◆ Exercise ◆
Work out the number of lines with the word "this" in the material below, then reply with that number only.

◆ Dataset content ◆
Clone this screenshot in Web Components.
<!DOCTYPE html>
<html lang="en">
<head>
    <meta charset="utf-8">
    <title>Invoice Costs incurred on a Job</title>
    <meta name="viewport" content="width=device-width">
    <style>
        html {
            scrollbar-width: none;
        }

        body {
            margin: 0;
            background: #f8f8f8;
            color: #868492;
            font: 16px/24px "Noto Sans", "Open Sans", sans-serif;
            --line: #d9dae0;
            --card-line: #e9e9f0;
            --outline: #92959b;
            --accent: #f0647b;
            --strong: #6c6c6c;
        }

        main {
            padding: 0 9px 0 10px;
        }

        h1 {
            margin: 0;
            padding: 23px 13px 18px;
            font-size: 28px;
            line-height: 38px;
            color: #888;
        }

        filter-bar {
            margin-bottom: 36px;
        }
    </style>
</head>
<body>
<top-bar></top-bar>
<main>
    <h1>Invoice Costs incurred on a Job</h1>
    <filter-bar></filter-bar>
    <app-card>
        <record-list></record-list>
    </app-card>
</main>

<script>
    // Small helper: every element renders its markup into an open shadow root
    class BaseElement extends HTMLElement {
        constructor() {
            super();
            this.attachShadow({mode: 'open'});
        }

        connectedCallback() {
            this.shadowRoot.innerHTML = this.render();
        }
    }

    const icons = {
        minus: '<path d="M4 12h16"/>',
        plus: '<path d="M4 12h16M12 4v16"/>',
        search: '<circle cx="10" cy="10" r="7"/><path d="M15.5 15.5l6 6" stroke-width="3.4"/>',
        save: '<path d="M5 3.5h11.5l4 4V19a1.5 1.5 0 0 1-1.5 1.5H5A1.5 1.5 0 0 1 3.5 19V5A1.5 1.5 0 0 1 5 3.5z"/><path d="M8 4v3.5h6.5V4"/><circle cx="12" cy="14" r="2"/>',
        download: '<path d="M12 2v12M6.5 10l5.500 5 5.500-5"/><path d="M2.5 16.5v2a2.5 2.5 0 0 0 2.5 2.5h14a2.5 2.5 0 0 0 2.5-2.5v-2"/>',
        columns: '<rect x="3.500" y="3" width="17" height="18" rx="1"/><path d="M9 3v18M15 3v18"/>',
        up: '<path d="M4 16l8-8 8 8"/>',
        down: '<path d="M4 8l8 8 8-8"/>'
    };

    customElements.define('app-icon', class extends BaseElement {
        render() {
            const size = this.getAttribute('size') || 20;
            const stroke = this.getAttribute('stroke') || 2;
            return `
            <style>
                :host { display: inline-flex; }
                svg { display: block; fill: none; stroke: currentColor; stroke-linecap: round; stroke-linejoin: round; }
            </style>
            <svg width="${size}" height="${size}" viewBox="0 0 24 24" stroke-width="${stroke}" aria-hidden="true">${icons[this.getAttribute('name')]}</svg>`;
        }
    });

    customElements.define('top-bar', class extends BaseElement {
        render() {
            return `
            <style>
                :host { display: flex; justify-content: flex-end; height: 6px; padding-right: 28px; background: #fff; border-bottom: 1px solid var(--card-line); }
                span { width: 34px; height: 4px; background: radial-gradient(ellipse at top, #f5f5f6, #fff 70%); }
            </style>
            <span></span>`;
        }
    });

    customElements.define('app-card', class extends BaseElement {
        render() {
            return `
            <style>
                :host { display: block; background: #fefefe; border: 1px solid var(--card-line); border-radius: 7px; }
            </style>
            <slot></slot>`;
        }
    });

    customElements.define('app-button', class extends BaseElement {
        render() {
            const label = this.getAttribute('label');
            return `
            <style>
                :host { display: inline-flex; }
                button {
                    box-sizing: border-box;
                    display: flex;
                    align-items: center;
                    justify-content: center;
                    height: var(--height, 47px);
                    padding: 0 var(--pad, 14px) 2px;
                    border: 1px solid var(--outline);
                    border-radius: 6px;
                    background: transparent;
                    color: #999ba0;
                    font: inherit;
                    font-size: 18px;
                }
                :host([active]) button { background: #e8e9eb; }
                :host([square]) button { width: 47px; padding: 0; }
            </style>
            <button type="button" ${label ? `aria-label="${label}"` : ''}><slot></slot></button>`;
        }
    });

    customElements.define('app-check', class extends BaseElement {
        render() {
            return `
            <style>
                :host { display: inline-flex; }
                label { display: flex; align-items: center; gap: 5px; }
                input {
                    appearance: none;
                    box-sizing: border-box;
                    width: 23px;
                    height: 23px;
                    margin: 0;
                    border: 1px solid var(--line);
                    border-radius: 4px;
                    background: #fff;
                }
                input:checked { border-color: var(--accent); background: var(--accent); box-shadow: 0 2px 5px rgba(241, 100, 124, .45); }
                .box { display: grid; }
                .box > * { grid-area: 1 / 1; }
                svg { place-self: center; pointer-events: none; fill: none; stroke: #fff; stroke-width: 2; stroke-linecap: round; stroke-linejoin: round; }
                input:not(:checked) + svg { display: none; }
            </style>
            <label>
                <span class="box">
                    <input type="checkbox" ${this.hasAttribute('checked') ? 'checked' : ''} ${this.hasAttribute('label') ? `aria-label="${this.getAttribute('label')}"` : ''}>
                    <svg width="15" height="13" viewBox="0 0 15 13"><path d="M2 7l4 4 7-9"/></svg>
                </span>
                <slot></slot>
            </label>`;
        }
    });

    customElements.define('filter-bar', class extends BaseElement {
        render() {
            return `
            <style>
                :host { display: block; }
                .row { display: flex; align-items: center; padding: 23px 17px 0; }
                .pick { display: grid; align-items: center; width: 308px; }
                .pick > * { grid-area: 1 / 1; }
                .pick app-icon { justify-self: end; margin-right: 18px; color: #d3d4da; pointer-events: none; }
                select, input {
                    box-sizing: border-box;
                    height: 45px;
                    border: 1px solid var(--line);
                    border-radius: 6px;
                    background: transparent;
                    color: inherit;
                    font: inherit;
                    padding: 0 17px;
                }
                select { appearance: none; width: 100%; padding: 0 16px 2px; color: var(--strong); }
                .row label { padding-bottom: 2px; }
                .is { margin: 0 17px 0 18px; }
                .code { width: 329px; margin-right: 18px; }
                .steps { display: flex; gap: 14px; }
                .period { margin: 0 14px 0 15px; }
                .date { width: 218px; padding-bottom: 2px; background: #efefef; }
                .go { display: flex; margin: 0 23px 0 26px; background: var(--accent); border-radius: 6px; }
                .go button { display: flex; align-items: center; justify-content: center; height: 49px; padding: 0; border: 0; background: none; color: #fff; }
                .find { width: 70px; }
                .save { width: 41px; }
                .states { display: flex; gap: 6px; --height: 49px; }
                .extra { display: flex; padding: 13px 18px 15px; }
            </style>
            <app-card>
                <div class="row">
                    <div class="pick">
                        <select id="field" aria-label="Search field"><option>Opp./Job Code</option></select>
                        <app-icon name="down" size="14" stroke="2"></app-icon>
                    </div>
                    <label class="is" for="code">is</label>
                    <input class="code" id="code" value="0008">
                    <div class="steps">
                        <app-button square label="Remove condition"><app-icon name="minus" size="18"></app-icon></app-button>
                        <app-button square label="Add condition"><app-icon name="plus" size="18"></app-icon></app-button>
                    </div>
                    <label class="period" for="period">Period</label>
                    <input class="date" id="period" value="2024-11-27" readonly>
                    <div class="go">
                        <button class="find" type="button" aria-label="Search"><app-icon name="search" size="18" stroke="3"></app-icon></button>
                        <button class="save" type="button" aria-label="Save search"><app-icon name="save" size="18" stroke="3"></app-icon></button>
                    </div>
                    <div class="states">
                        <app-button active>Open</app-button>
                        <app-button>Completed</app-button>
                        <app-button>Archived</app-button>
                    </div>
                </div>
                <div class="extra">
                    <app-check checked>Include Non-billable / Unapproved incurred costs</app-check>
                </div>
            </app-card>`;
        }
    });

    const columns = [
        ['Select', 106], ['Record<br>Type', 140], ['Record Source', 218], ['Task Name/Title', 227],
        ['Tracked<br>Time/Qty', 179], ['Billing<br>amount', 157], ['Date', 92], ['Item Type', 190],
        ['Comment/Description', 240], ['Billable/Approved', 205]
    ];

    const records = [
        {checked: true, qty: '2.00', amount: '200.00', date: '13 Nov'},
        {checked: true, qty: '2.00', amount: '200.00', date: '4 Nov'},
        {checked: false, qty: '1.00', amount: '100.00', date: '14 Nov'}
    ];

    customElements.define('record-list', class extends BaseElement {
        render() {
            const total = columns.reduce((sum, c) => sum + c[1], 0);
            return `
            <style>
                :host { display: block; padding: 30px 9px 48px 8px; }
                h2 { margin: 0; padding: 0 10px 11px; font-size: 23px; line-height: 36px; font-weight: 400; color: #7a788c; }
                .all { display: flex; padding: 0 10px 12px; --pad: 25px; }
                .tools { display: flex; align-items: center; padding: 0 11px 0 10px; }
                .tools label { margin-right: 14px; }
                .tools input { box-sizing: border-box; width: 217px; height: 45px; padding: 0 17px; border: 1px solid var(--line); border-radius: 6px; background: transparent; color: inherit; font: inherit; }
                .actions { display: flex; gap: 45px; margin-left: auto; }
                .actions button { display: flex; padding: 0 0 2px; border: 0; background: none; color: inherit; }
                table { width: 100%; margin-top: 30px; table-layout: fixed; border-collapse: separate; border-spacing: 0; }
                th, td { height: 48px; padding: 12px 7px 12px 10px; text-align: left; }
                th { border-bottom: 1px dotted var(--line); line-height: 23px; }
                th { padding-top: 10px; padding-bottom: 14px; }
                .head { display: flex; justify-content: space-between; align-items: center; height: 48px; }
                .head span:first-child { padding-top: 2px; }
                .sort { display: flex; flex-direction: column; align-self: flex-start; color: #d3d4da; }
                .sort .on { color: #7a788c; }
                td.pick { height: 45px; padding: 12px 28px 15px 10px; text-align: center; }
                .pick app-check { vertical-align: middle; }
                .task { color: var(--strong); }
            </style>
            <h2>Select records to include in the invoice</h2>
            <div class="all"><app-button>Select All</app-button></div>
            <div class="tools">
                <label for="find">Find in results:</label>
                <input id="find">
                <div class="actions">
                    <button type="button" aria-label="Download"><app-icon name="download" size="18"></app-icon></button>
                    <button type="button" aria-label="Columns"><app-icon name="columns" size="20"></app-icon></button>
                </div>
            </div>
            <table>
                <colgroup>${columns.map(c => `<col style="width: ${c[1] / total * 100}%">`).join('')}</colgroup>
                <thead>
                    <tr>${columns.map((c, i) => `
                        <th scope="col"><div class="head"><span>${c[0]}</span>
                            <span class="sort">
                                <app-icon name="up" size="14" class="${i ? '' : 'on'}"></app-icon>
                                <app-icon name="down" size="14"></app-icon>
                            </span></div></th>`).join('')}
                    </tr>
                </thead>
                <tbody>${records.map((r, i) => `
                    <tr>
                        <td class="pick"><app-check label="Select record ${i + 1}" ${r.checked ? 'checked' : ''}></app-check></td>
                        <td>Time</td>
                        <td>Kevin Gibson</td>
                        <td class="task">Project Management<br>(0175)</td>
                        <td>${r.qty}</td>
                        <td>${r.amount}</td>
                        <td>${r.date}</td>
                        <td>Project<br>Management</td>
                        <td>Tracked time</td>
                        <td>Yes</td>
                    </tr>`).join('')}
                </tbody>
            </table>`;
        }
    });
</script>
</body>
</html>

◆ Response ◆
8